Setup repository and activate virtual environment

# Clone lindera-python project repository
% git clone [email protected]:lindera/lindera-python.git
% cd lindera-python

# Set Python version for this project
% pyenv local 3.12.3

# Make Python virtual environment
% python -m venv .venv

# Activate Python virtual environment
% source .venv/bin/activate

# Initialize lindera-python project
(.venv) % make init

Install lindera-python as a library in the virtual environment

This command takes a long time because it builds a library that includes all the dictionaries.

(.venv) % make maturin-develop

Quick Start

Basic Tokenization

import lindera_py

# Create a tokenizer with default settings
builder = lindera_py.TokenizerBuilder()
builder = builder.set_mode("normal").set_dictionary_kind("ipadic")
tokenizer = builder.build()

# Tokenize Japanese text
text = "すもももももももものうち"
tokens = tokenizer.tokenize(text)

for token in tokens:
    print(f"Text: {token.text}, Position: {token.position}")

Using Character Filters

import lindera_py

# Create character filters
mapping_filter = lindera_py.CharacterFilter.mapping({"ー": "-"})
unicode_filter = lindera_py.CharacterFilter.unicode_normalize("nfkc")

# Apply filters
text = "テストー"
filtered_text = mapping_filter.apply(text)  # "テスト-"
normalized_text = unicode_filter.apply("123")  # "123"

Using Token Filters

import lindera_py

# Create token filters
lowercase_filter = lindera_py.TokenFilter.lowercase()
length_filter = lindera_py.TokenFilter.length(min=2, max=10)
stop_words_filter = lindera_py.TokenFilter.stop_words(["は", "です"])
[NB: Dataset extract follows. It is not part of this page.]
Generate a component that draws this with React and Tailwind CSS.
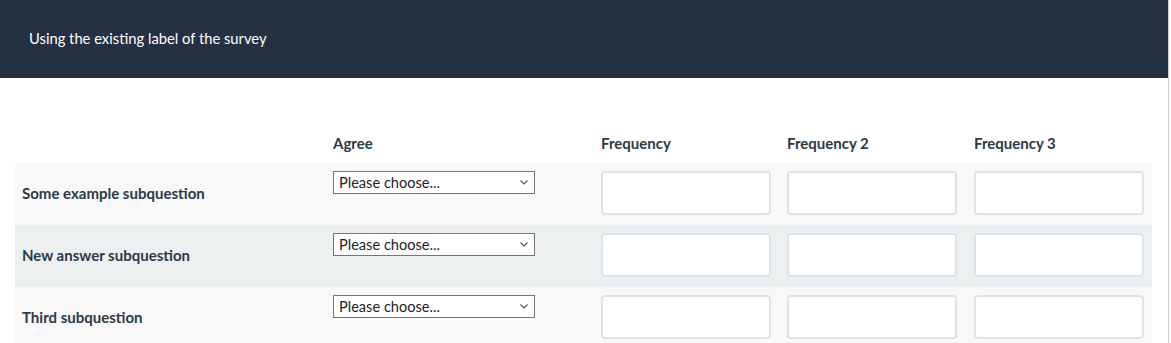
import React from 'react';

const rows = [
  { label: 'Some example subquestion', bg: 'bg-[#f8f8f8]' },
  { label: 'New answer subquestion', bg: 'bg-[#ecf0f1]' },
  { label: 'Third subquestion', bg: 'bg-[#f8f8f8]' },
];

const freqCols = ['Frequency', 'Frequency 2', 'Frequency 3'];

const Chevron = () => (
  <svg className="absolute right-[7px] top-[9px] w-[8px] h-[5px]" viewBox="0 0 8 5" fill="none">
    <path d="M0.5 0.5L4 4L7.5 0.5" stroke="#555" strokeWidth="1.2" />
  </svg>
);

const ChooseSelect = () => (
  <div className="relative w-[202px] h-[23px]">
    <select
      defaultValue=""
      className="appearance-none block w-full h-full bg-white border border-[#767676] pl-[5px] text-[14.6px] leading-[19px] text-[#1f1f1f] outline-none"
    >
      <option value="">Please choose...</option>
      <option value="1">Yes</option>
      <option value="2">No</option>
    </select>
    <Chevron />
  </div>
);

const NumberInput = () => (
  <input
    type="text"
    className="block w-[170px] h-[44px] bg-white border-2 border-[#dbe4ec] rounded-[4px]"
  />
);

export default function App() {
  return (
    <div className="w-[1169px] h-[343px] overflow-hidden border-r border-[#d4d4d4] bg-white font-['Lato','Liberation_Sans',sans-serif]">
      <div className="h-[78px] bg-[#243142] pl-[29px] flex items-center">
        <span className="text-white text-[14.75px] leading-[20px] -mt-[2px]">Using the existing label of the survey</span>
      </div>

      <div className="mt-[49px] pl-[15px]">
        <table className="border-collapse table-fixed w-[1137px]">
          <colgroup>
            <col className="w-[310px]" />
            <col className="w-[268px]" />
            <col className="w-[186px]" />
            <col className="w-[187px]" />
            <col className="w-[186px]" />
          </colgroup>
          <thead>
            <tr className="h-[36px]">
              <th />
              <th className="text-left align-top pt-[6px] px-[8px] text-[15px] leading-[20px] font-bold text-[#2c3946]">Agree</th>
              {freqCols.map((c) => (
                <th key={c} className="text-left align-top pt-[6px] px-[8px] text-[15px] leading-[20px] font-bold text-[#2c3946]">
                  {c}
                </th>
              ))}
            </tr>
          </thead>
          <tbody>
            {rows.map((r) => (
              <tr key={r.label} className={`h-[62px] ${r.bg}`}>
                <td className="align-middle pl-[7px] pb-[2px] text-[15px] leading-[20px] font-bold text-[#2c3946]">{r.label}</td>
                <td className="align-top pt-[8px] px-[8px]">
                  <ChooseSelect />
                </td>
                {freqCols.map((c) => (
                  <td key={c} className="align-top pt-[8px] px-[8px]">
                    <NumberInput />
                  </td>
                ))}
              </tr>
            ))}
          </tbody>
        </table>
      </div>
    </div>
  );
}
# Apply to tokens (from tokenization)
filtered_tokens = lowercase_filter.apply(tokens)

Integrated Pipeline

import lindera_py

# Build tokenizer with integrated filters
builder = lindera_py.TokenizerBuilder()
builder = builder.set_mode("normal").set_dictionary_kind("ipadic")

# Add character filter
char_filter = lindera_py.CharacterFilter.mapping({"ー": "-"})
builder = builder.append_character_filter(char_filter)

# Add token filter  
token_filter = lindera_py.TokenFilter.lowercase()
builder = builder.append_token_filter(token_filter)

# Build and use
tokenizer = builder.build()
tokens = tokenizer.tokenize("コーヒーショップ")

Working with Metadata

import lindera_py

# Get default metadata
metadata = lindera_py.Metadata.default()
print(f"Dictionary: {metadata.name}")
print(f"Encoding: {metadata.encoding}")

# Access schema information
schema = metadata.dictionary_schema
print(f"Schema has {schema.field_count()} fields")
print(f"Fields: {schema.fields[:5]}")  # First 5 fields

Advanced Usage

See examples/basic_usage.py for comprehensive examples including:

  • Multi-language tokenization
  • Custom filter chains
  • Advanced configuration options
  • Error handling patterns

Dictionary Support

Japanese

  • IPADIC: Default Japanese dictionary, good for general text
  • UniDic: Academic dictionary with detailed morphological information

Korean

  • ko-dic: Standard Korean dictionary for morphological analysis

Chinese

  • CC-CEDICT: Community-maintained Chinese-English dictionary

Custom Dictionaries

  • User dictionary support for domain-specific terms
  • CSV format for easy customization

API Reference

Core Classes

  • TokenizerBuilder: Fluent builder for tokenizer configuration
  • Tokenizer: Main tokenization engine
  • Token: Individual token with text, position, and linguistic features
  • CharacterFilter: Text preprocessing filters
  • TokenFilter: Token post-processing filters
  • Metadata: Dictionary metadata and configuration
  • Schema: Dictionary schema definition

See the test_basic.py file for comprehensive API usage examples.